Supplied information —
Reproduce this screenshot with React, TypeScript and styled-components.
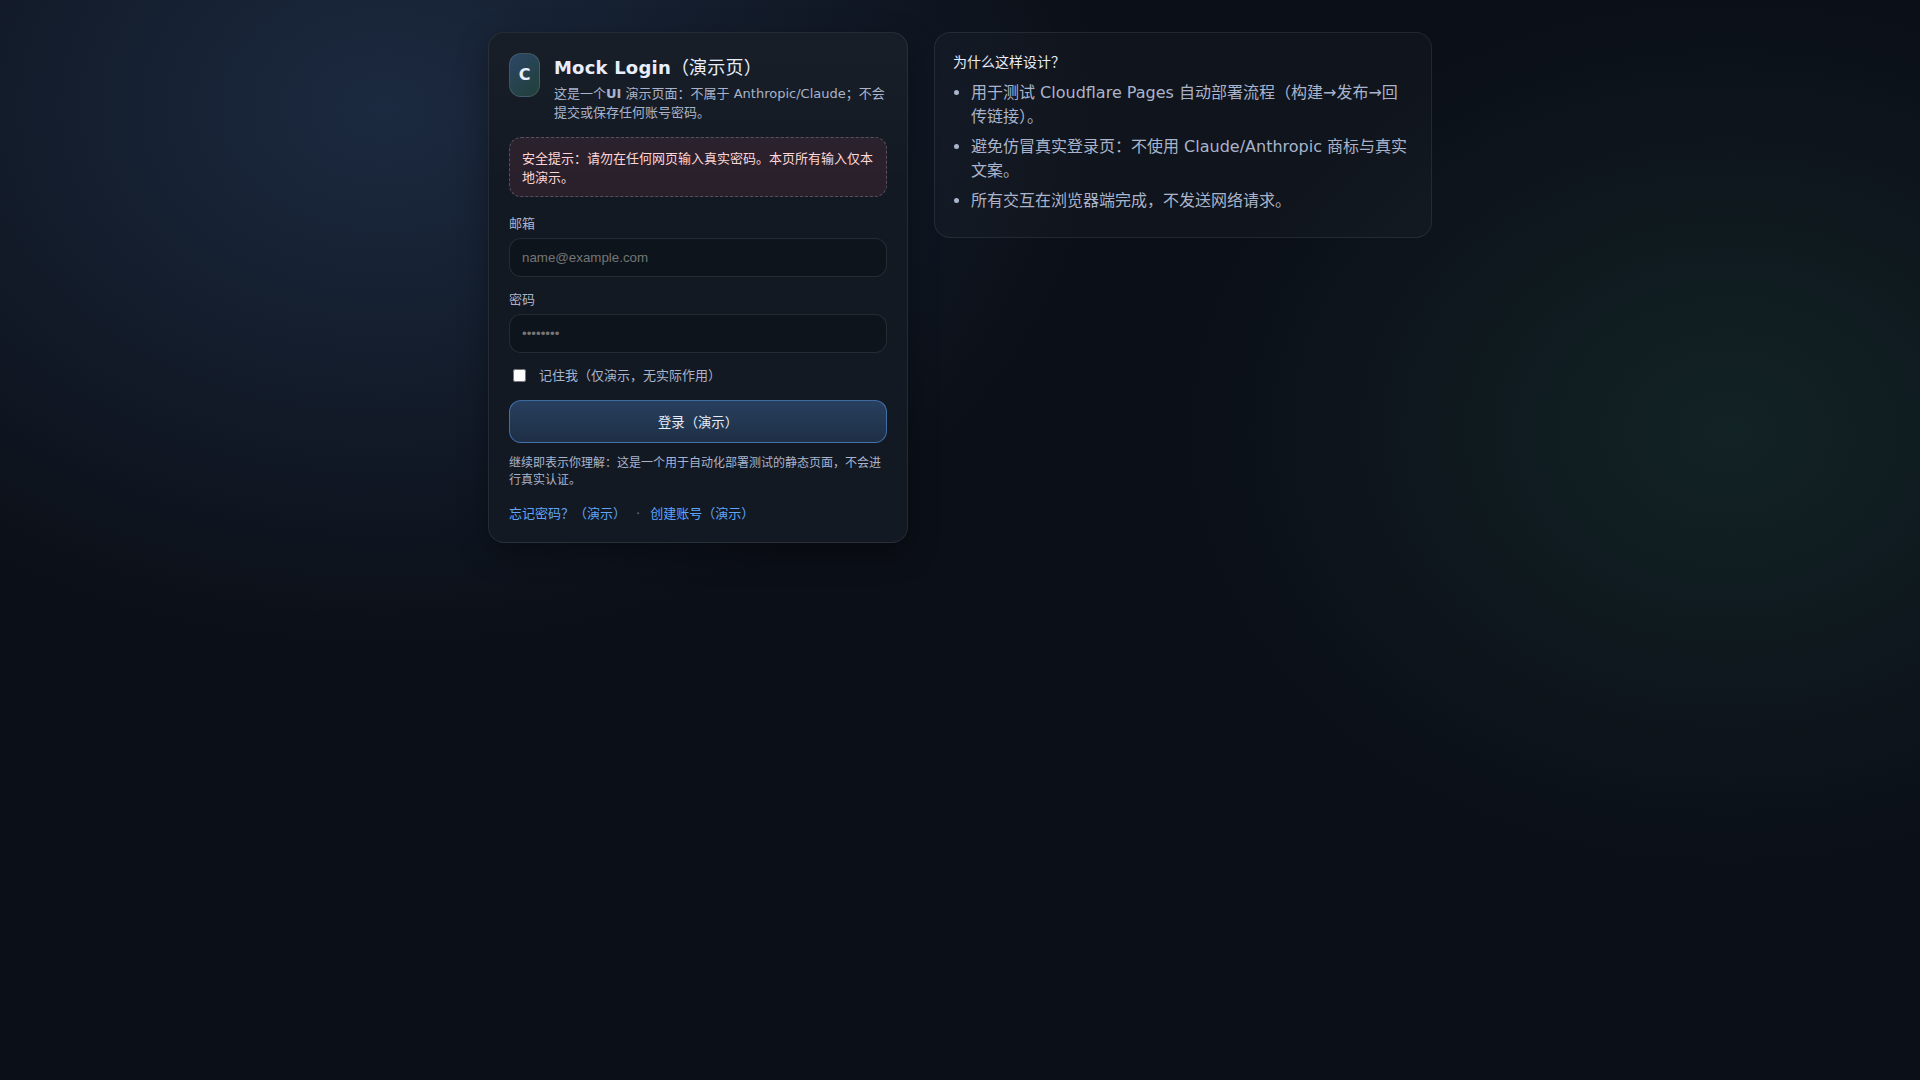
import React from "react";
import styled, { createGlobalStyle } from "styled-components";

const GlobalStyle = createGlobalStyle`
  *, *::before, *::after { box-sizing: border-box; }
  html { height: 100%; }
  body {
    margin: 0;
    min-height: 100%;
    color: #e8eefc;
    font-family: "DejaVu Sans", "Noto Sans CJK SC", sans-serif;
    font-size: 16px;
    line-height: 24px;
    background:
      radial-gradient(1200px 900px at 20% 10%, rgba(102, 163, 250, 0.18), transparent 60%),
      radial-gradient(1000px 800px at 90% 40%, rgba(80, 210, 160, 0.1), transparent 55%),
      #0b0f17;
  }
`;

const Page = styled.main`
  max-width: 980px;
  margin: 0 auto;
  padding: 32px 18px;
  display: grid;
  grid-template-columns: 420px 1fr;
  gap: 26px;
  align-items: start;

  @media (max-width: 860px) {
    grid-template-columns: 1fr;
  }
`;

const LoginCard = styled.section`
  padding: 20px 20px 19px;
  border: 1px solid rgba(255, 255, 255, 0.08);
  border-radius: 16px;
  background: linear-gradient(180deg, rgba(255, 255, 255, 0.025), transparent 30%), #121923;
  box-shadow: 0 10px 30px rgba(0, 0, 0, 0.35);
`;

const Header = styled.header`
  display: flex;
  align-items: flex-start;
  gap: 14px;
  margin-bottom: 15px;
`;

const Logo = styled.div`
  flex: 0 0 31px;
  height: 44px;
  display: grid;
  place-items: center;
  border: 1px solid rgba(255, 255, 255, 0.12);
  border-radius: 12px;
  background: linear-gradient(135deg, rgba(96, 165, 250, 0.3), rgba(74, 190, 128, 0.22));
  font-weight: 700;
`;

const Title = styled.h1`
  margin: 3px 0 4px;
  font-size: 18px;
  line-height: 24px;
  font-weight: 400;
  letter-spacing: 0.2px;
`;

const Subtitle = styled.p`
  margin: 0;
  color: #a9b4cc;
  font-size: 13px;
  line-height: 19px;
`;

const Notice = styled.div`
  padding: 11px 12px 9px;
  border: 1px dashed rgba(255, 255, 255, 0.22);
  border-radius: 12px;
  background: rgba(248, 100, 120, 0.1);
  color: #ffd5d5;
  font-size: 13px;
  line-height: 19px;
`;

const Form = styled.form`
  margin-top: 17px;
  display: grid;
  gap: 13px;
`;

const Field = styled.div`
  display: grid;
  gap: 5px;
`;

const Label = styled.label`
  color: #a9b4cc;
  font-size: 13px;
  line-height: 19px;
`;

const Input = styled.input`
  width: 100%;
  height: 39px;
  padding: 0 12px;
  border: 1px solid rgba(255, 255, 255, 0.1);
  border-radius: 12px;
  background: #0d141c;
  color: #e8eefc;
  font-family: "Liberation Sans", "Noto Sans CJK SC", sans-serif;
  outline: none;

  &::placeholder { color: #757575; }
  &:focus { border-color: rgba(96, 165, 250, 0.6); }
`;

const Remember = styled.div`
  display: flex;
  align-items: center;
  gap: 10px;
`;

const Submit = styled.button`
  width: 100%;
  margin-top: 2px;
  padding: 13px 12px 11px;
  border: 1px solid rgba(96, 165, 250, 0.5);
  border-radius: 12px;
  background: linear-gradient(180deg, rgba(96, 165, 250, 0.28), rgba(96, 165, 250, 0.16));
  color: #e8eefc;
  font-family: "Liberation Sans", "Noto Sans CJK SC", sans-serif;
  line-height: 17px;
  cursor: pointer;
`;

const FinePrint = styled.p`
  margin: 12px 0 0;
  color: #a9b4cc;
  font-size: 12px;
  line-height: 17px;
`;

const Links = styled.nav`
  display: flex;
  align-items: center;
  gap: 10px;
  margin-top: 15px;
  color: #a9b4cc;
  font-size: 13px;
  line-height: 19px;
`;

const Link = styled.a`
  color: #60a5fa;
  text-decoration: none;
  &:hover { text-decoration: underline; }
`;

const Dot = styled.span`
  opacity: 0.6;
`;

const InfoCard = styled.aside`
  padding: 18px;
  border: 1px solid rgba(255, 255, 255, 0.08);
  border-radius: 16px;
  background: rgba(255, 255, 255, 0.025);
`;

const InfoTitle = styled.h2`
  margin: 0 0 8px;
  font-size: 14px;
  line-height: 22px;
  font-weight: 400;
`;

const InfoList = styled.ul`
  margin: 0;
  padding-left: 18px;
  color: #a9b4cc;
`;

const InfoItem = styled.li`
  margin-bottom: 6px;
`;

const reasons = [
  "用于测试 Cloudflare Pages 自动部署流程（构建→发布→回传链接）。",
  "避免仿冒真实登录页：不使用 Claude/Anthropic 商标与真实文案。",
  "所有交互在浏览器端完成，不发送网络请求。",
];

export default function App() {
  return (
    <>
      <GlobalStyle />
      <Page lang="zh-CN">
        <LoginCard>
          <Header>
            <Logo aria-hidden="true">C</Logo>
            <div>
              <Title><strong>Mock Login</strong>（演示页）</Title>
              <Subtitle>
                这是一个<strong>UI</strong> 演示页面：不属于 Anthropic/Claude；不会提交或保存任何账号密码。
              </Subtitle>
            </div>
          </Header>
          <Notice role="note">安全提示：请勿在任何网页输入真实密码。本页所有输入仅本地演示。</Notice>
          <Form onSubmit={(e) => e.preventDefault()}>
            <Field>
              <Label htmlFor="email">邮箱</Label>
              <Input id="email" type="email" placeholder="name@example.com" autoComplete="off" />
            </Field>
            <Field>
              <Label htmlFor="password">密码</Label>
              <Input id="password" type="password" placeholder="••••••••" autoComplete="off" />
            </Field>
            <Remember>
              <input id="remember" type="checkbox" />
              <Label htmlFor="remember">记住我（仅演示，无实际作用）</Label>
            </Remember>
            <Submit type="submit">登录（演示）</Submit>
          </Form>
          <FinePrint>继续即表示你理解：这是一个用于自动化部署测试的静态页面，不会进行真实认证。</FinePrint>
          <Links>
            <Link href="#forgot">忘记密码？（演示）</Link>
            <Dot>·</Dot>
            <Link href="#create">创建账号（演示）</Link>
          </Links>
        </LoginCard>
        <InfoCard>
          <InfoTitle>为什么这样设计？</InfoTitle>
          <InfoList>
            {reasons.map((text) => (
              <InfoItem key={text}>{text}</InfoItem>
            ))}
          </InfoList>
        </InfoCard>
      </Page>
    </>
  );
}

Set task — Transcribe all the lines above exactly, apart from the pictures.

Solution —
Reproduce this screenshot with React, TypeScript and styled-components.
import React from "react";
import styled, { createGlobalStyle } from "styled-components";

const GlobalStyle = createGlobalStyle`
  *, *::before, *::after { box-sizing: border-box; }
  html { height: 100%; }
  body {
    margin: 0;
    min-height: 100%;
    color: #e8eefc;
    font-family: "DejaVu Sans", "Noto Sans CJK SC", sans-serif;
    font-size: 16px;
    line-height: 24px;
    background:
      radial-gradient(1200px 900px at 20% 10%, rgba(102, 163, 250, 0.18), transparent 60%),
      radial-gradient(1000px 800px at 90% 40%, rgba(80, 210, 160, 0.1), transparent 55%),
      #0b0f17;
  }
`;

const Page = styled.main`
  max-width: 980px;
  margin: 0 auto;
  padding: 32px 18px;
  display: grid;
  grid-template-columns: 420px 1fr;
  gap: 26px;
  align-items: start;

  @media (max-width: 860px) {
    grid-template-columns: 1fr;
  }
`;

const LoginCard = styled.section`
  padding: 20px 20px 19px;
  border: 1px solid rgba(255, 255, 255, 0.08);
  border-radius: 16px;
  background: linear-gradient(180deg, rgba(255, 255, 255, 0.025), transparent 30%), #121923;
  box-shadow: 0 10px 30px rgba(0, 0, 0, 0.35);
`;

const Header = styled.header`
  display: flex;
  align-items: flex-start;
  gap: 14px;
  margin-bottom: 15px;
`;

const Logo = styled.div`
  flex: 0 0 31px;
  height: 44px;
  display: grid;
  place-items: center;
  border: 1px solid rgba(255, 255, 255, 0.12);
  border-radius: 12px;
  background: linear-gradient(135deg, rgba(96, 165, 250, 0.3), rgba(74, 190, 128, 0.22));
  font-weight: 700;
`;

const Title = styled.h1`
  margin: 3px 0 4px;
  font-size: 18px;
  line-height: 24px;
  font-weight: 400;
  letter-spacing: 0.2px;
`;

const Subtitle = styled.p`
  margin: 0;
  color: #a9b4cc;
  font-size: 13px;
  line-height: 19px;
`;

const Notice = styled.div`
  padding: 11px 12px 9px;
  border: 1px dashed rgba(255, 255, 255, 0.22);
  border-radius: 12px;
  background: rgba(248, 100, 120, 0.1);
  color: #ffd5d5;
  font-size: 13px;
  line-height: 19px;
`;

const Form = styled.form`
  margin-top: 17px;
  display: grid;
  gap: 13px;
`;

const Field = styled.div`
  display: grid;
  gap: 5px;
`;

const Label = styled.label`
  color: #a9b4cc;
  font-size: 13px;
  line-height: 19px;
`;

const Input = styled.input`
  width: 100%;
  height: 39px;
  padding: 0 12px;
  border: 1px solid rgba(255, 255, 255, 0.1);
  border-radius: 12px;
  background: #0d141c;
  color: #e8eefc;
  font-family: "Liberation Sans", "Noto Sans CJK SC", sans-serif;
  outline: none;

  &::placeholder { color: #757575; }
  &:focus { border-color: rgba(96, 165, 250, 0.6); }
`;

const Remember = styled.div`
  display: flex;
  align-items: center;
  gap: 10px;
`;

const Submit = styled.button`
  width: 100%;
  margin-top: 2px;
  padding: 13px 12px 11px;
  border: 1px solid rgba(96, 165, 250, 0.5);
  border-radius: 12px;
  background: linear-gradient(180deg, rgba(96, 165, 250, 0.28), rgba(96, 165, 250, 0.16));
  color: #e8eefc;
  font-family: "Liberation Sans", "Noto Sans CJK SC", sans-serif;
  line-height: 17px;
  cursor: pointer;
`;

const FinePrint = styled.p`
  margin: 12px 0 0;
  color: #a9b4cc;
  font-size: 12px;
  line-height: 17px;
`;

const Links = styled.nav`
  display: flex;
  align-items: center;
  gap: 10px;
  margin-top: 15px;
  color: #a9b4cc;
  font-size: 13px;
  line-height: 19px;
`;

const Link = styled.a`
  color: #60a5fa;
  text-decoration: none;
  &:hover { text-decoration: underline; }
`;

const Dot = styled.span`
  opacity: 0.6;
`;

const InfoCard = styled.aside`
  padding: 18px;
  border: 1px solid rgba(255, 255, 255, 0.08);
  border-radius: 16px;
  background: rgba(255, 255, 255, 0.025);
`;

const InfoTitle = styled.h2`
  margin: 0 0 8px;
  font-size: 14px;
  line-height: 22px;
  font-weight: 400;
`;

const InfoList = styled.ul`
  margin: 0;
  padding-left: 18px;
  color: #a9b4cc;
`;

const InfoItem = styled.li`
  margin-bottom: 6px;
`;

const reasons = [
  "用于测试 Cloudflare Pages 自动部署流程（构建→发布→回传链接）。",
  "避免仿冒真实登录页：不使用 Claude/Anthropic 商标与真实文案。",
  "所有交互在浏览器端完成，不发送网络请求。",
];

export default function App() {
  return (
    <>
      <GlobalStyle />
      <Page lang="zh-CN">
        <LoginCard>
          <Header>
            <Logo aria-hidden="true">C</Logo>
            <div>
              <Title><strong>Mock Login</strong>（演示页）</Title>
              <Subtitle>
                这是一个<strong>UI</strong> 演示页面：不属于 Anthropic/Claude；不会提交或保存任何账号密码。
              </Subtitle>
            </div>
          </Header>
          <Notice role="note">安全提示：请勿在任何网页输入真实密码。本页所有输入仅本地演示。</Notice>
          <Form onSubmit={(e) => e.preventDefault()}>
            <Field>
              <Label htmlFor="email">邮箱</Label>
              <Input id="email" type="email" placeholder="name@example.com" autoComplete="off" />
            </Field>
            <Field>
              <Label htmlFor="password">密码</Label>
              <Input id="password" type="password" placeholder="••••••••" autoComplete="off" />
            </Field>
            <Remember>
              <input id="remember" type="checkbox" />
              <Label htmlFor="remember">记住我（仅演示，无实际作用）</Label>
            </Remember>
            <Submit type="submit">登录（演示）</Submit>
          </Form>
          <FinePrint>继续即表示你理解：这是一个用于自动化部署测试的静态页面，不会进行真实认证。</FinePrint>
          <Links>
            <Link href="#forgot">忘记密码？（演示）</Link>
            <Dot>·</Dot>
            <Link href="#create">创建账号（演示）</Link>
          </Links>
        </LoginCard>
        <InfoCard>
          <InfoTitle>为什么这样设计？</InfoTitle>
          <InfoList>
            {reasons.map((text) => (
              <InfoItem key={text}>{text}</InfoItem>
            ))}
          </InfoList>
        </InfoCard>
      </Page>
    </>
  );
}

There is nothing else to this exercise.